Juntos con otros seres también juntos 

pasaban las veladas de la tarde 

exponiendo al unísono 

idénticas creencias, 

defendiendo los mismos ideales, 

atacando los vicios más comunes

del volumen, decía, de su carne

húmeda y abundante, trasladada

solamente por las piernas

cortas hasta el asiento

delantero de un coche americano

donde, a solas, pensaban

en esa cosa extraña que es la vida

y se veían

tal como eran por dentro, justamente,

con toda exactitud el uno al otro,

pasando

mental revista a un asco introvertido

en la letal penumbra de las glándulas

y a un mutuo horror basado en experiencias 

más lúcidas —no mucho más—, es lógico. Pero 

no se lo decían nunca, porque 

—como afirmaban todos sus amigos— 

¡se amaban tanto, tanto, tanto!

De un amor urbanizado, dice Gon­zález, solo queda, a la larga, una apariencia que regalamos al público.

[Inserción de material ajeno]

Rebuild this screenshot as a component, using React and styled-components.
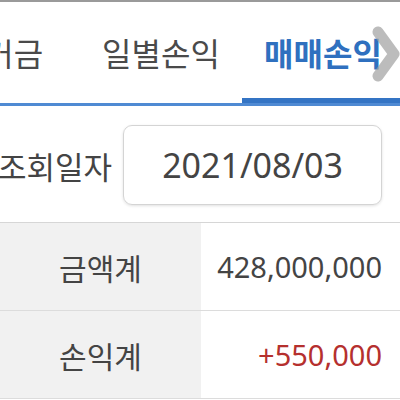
import styled, { createGlobalStyle } from "styled-components";

const GlobalStyle = createGlobalStyle`
    html, body { margin: 0; padding: 0; background: #fff; overflow: hidden; }
    body { font-family: "Noto Sans", "Noto Sans CJK KR", sans-serif; color: #444; }
`;

const Screen = styled.div`
    width: 400px; height: 400px; overflow: hidden; background: #fff;
`;

// 상단 구분선
const TopRule = styled.div`
    height: 2px; background: #9a9a9a;
`;

// 탭 바
const TabBar = styled.div`
    position: relative; height: 101px; overflow: hidden;
    border-bottom: 3px solid #4f8ad3;
`;

const TabStrip = styled.div`
    display: flex; height: 100%; margin-left: -82px;
`;

const Tab = styled.div`
    position: relative; flex: 0 0 162px;
    display: flex; align-items: center; justify-content: center;
    font-size: 32px; white-space: nowrap; padding-bottom: 2px;
    color: ${props => props.active ? "#2f70bf" : "#4a4a4a"};
    font-weight: ${props => props.active ? "bold" : "normal"};
    &::after {
        content: ""; position: absolute; left: 0; right: 0; bottom: 0;
        height: 5px; background: ${props => props.active ? "#3474c4" : "transparent"};
    }
`;

const NextArrow = styled.div`
    position: absolute; right: 0; top: 23px; width: 30px; height: 58px;
`;

// 조회일자
const SearchRow = styled.div`
    display: flex; align-items: center; gap: 11px;
    padding: 19px 0 17px;
`;

const Label = styled.span`
    font-size: 31px; margin-left: -2px; white-space: nowrap;
`;

const DateBox = styled.div`
    width: 257px; height: 78px; box-sizing: content-box;
    border: 1px solid #d4d4d4; border-radius: 9px;
    box-shadow: 0 1px 3px rgba(0,0,0,0.12);
    display: flex; align-items: center; justify-content: center;
    font-size: 34px; color: #444;
`;

// 합계 테이블
const Table = styled.div`
    border-top: 1px solid #d6d6d6;
`;

const Row = styled.div`
    display: grid; grid-template-columns: 201px 1fr;
    height: 87px; border-bottom: 1px solid #dcdcdc;
`;

const HeadCell = styled.div`
    background: #f1f1f1; display: flex; align-items: center; justify-content: center;
    font-size: 30px; color: #444;
`;

const ValueCell = styled.div`
    display: flex; align-items: center; justify-content: flex-end;
    padding-right: 18px; font-size: 29px;
    color: ${props => props.tone === "up" ? "#b5302e" : "#444"};
`;

const TABS = ["증거금", "일별손익", "매매손익"];

const SUMMARY = [
    { label: "금액계", value: "428,000,000" },
    { label: "손익계", value: "+550,000", tone: "up" }
];

export default function App() {
    return (
        <Screen>
            <GlobalStyle />
            <TopRule />
            <TabBar>
                <TabStrip>
                    {TABS.map((t) => (
                        <Tab key={t} active={t === "매매손익"}>{t}</Tab>
                    ))}
                </TabStrip>
                <NextArrow>
                    <svg width="30" height="58" viewBox="0 0 30 58">
                        <polyline points="8,7 24,29 8,51" fill="none" stroke="rgba(160,160,160,0.7)" strokeWidth="11" strokeLinecap="round" strokeLinejoin="round" />
                    </svg>
                </NextArrow>
            </TabBar>

            <SearchRow>
                <Label>조회일자</Label>
                <DateBox>2021/08/03</DateBox>
            </SearchRow>

            <Table>
                {SUMMARY.map((r) => (
                    <Row key={r.label}>
                        <HeadCell>{r.label}</HeadCell>
                        <ValueCell tone={r.tone}>{r.value}</ValueCell>
                    </Row>
                ))}
            </Table>
        </Screen>
    );
}
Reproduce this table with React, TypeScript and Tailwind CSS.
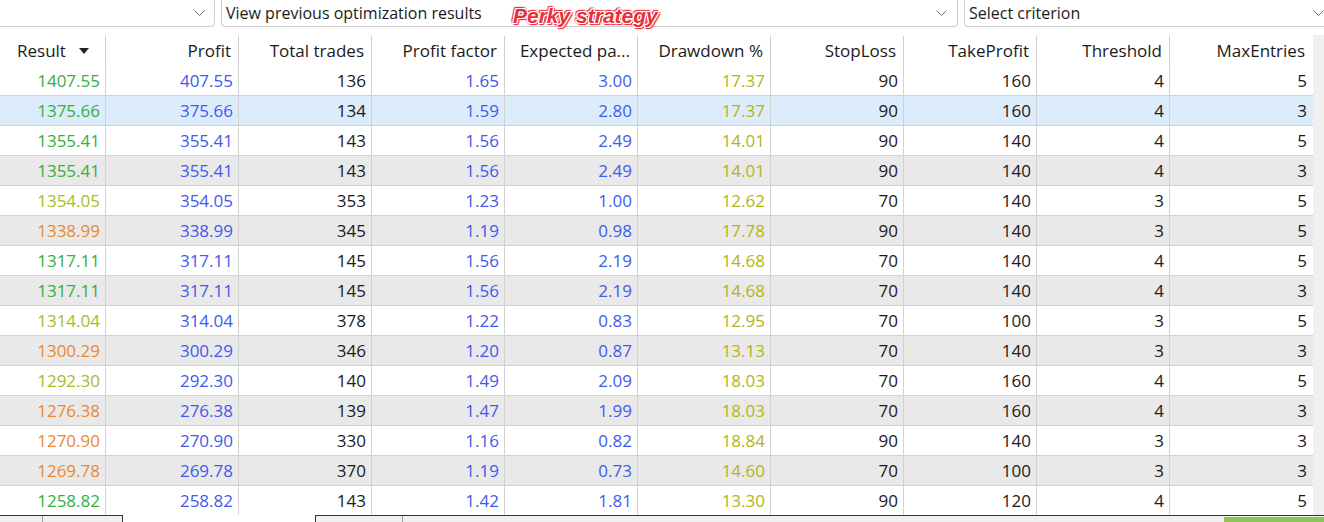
import React from 'react'

type Tone = 'g' | 'y' | 'o'

const rows: [string, string, string, string, string, string, string, string, string, string, Tone][] = [
    ['1407.55', '407.55', '136', '1.65', '3.00', '17.37', '90', '160', '4', '5', 'g'],
    ['1375.66', '375.66', '134', '1.59', '2.80', '17.37', '90', '160', '4', '3', 'g'],
    ['1355.41', '355.41', '143', '1.56', '2.49', '14.01', '90', '140', '4', '5', 'g'],
    ['1355.41', '355.41', '143', '1.56', '2.49', '14.01', '90', '140', '4', '3', 'g'],
    ['1354.05', '354.05', '353', '1.23', '1.00', '12.62', '70', '140', '3', '5', 'y'],
    ['1338.99', '338.99', '345', '1.19', '0.98', '17.78', '90', '140', '3', '5', 'o'],
    ['1317.11', '317.11', '145', '1.56', '2.19', '14.68', '70', '140', '4', '5', 'g'],
    ['1317.11', '317.11', '145', '1.56', '2.19', '14.68', '70', '140', '4', '3', 'g'],
    ['1314.04', '314.04', '378', '1.22', '0.83', '12.95', '70', '100', '3', '5', 'y'],
    ['1300.29', '300.29', '346', '1.20', '0.87', '13.13', '70', '140', '3', '3', 'o'],
    ['1292.30', '292.30', '140', '1.49', '2.09', '18.03', '70', '160', '4', '5', 'y'],
    ['1276.38', '276.38', '139', '1.47', '1.99', '18.03', '70', '160', '4', '3', 'o'],
    ['1270.90', '270.90', '330', '1.16', '0.82', '18.84', '90', '140', '3', '3', 'o'],
    ['1269.78', '269.78', '370', '1.19', '0.73', '14.60', '70', '100', '3', '3', 'o'],
    ['1258.82', '258.82', '143', '1.42', '1.81', '13.30', '90', '120', '4', '5', 'g'],
]

const toneClass: Record<Tone, string> = {
    g: 'text-[#36b03a]',
    y: 'text-[#a2c01e]',
    o: 'text-[#e8892e]',
}

const headers = ['Profit', 'Total trades', 'Profit factor', 'Expected pa...', 'Drawdown %', 'StopLoss', 'TakeProfit', 'Threshold']

const Chevron = () => (
    <svg width="11" height="7" viewBox="0 0 11 7" className="shrink-0">
        <polyline points="0.5,0.5 5.5,5.5 10.5,0.5" fill="none" stroke="#6b6b6b" strokeWidth="1" />
    </svg>
)

const App = () => {
    return (
        <div className="w-[1324px] h-[522px] overflow-hidden bg-white relative font-['Open_Sans',sans-serif] text-[17px] text-[#1a1a1a]">
            {/* top selectors */}
            <div className="flex h-[27px] gap-[6px] overflow-hidden text-[16px]">
                <div className="w-[215px] shrink-0 flex items-center justify-end pr-[9px] border-r border-b border-[#cfcfcf] rounded-br-[4px]">
                    <Chevron />
                </div>
                <div className="w-[737px] shrink-0 flex items-center justify-between pl-[4px] pr-[10px] border-x border-b border-[#cfcfcf] rounded-b-[4px]">
                    <span className="leading-none">View previous optimization results</span>
                    <Chevron />
                </div>
                <div className="w-[371px] shrink-0 flex items-center justify-between pl-[4px] pr-[10px] border-x border-b border-[#cfcfcf] rounded-b-[4px]">
                    <span className="leading-none">Select criterion</span>
                    <Chevron />
                </div>
            </div>

            <div className="absolute left-[513px] top-[3px] font-['Liberation_Sans',sans-serif] font-bold italic text-[21px] leading-[26px] text-[#e8303a] [text-shadow:1px_0_0_#fff,-1px_0_0_#fff,0_1px_0_#fff,0_-1px_0_#fff,1px_1px_0_#fff,-1px_-1px_0_#fff,1px_-1px_0_#fff,-1px_1px_0_#fff,2px_0_1px_#e8303a,-2px_0_1px_#e8303a,0_2px_1px_#e8303a,0_-2px_1px_#e8303a,2px_2px_1px_#e8303a,-2px_-2px_1px_#e8303a]">
                Perky strategy
            </div>

            {/* table */}
            <div className="mt-[8px] flex">
                <div className="w-[1313px]">
                    <div className="grid grid-cols-[106px_repeat(8,133px)_143px] h-[31px] pt-[1px]">
                        <div className="flex items-center pl-[17px] border-r border-[#cfcfcf]">
                            <span className="w-[62px]">Result</span>
                            <svg width="10" height="6" viewBox="0 0 10 6">
                                <polygon points="0,0 10,0 5,6" fill="#222" />
                            </svg>
                        </div>
                        {headers.map((h) => (
                            <div key={h} className="flex items-center justify-end pr-[7px] border-r border-[#cfcfcf] whitespace-nowrap">
                                {h}
                            </div>
                        ))}
                        <div className="flex items-center justify-end pr-[8px] whitespace-nowrap">MaxEntries</div>
                    </div>
                    {rows.map((r, i) => {
                        const bg = i === 1 ? 'bg-[#ddecfa]' : i % 2 === 1 ? 'bg-[#e9e9e9]' : 'bg-white'
                        const last = i === rows.length - 1
                        return (
                            <div
                                key={i}
                                className={`grid grid-cols-[106px_repeat(8,133px)_143px] ${last ? 'h-[29px]' : 'h-[30px] border-b border-[#d2d2d2]'} ${bg}`}
                            >
                                {r.slice(0, 10).map((v, j) => {
                                    const color =
                                        j === 0
                                            ? toneClass[r[10]]
                                            : j === 1 || j === 3 || j === 4
                                              ? 'text-[#3d5af1]'
                                              : j === 5
                                                ? 'text-[#b3b514]'
                                                : 'text-[#1a1a1a]'
                                    return (
                                        <div
                                            key={j}
                                            className={`flex items-center justify-end pr-[5px] ${j < 9 ? 'border-r border-[#d2d2d2]' : 'pr-[6px]'} ${color}`}
                                        >
                                            {v}
                                        </div>
                                    )
                                })}
                            </div>
                        )
                    })}
                </div>
                <div className="flex-1 bg-[#f0f0f0]" />
            </div>

            {/* bottom strip */}
            <div className="flex h-[7px]">
                <div className="w-[123px] flex border-t border-r border-[#333] bg-[#f0f0f0]">
                    <div className="w-[43px] border-r border-[#9a9a9a]" />
                </div>
                <div className="w-[192px]" />
                <div className="flex-1 flex border-t border-l border-[#333] bg-[#f0f0f0]">
                    <div className="w-[87px] border-r border-[#9a9a9a]" />
                    <div className="flex-1" />
                    <div className="w-[100px] mt-[1px] bg-[#8dc653]" />
                </div>
            </div>
        </div>
    )
}

export default App
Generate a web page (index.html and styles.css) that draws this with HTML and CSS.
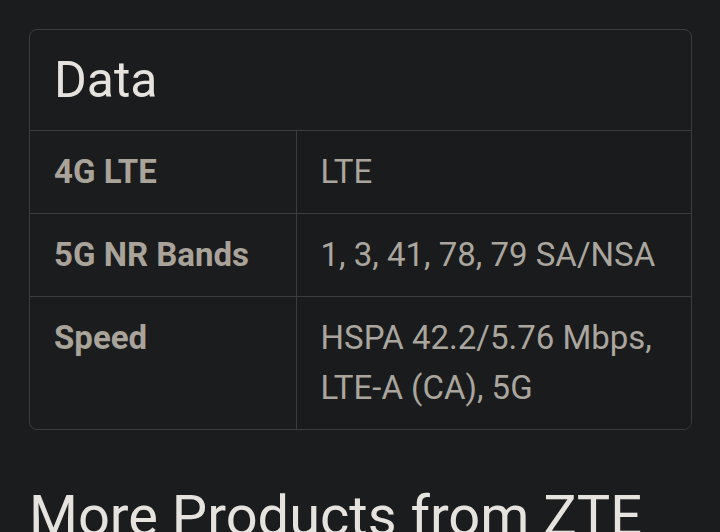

Ángel González vivió muchos años en Albuquerque, yo le conocí en el Madrid del tardo franquismo, antes de que cayera en manos de sus últimos usureros, cuando aún departía con Barral y Gil de Biedma, o Aurora de Albornoz y Pepe Esteban o Caballero Bonald, caminando noche arriba al dejar el Gijón, entrando a Oliver y Bocaccio y más tarde a los drugstores de Velásquez y Fuencarral donde aparecerían Paco Brines, Bousoño, Claudio Rodríguez para terminar la faena en los mercados apestosos a pescado de San Fernando o la Cebada, bebiendo entre camioneros con las reses al hombro, descendiendo a los bares cutres de esos años cuando todo parecía venir, pero no llegaba. Y las curdas inolvidables, de los tres que ahora evoco, en el piso de San Juan de la Cruz: Hortelano, Caballero y González haciendo picadillo una frase sin duda inolvidable de Carlos Bousoño mientras contradecía a Jaime Gil de Biedma. Han pasado los años, habría dicho el poeta.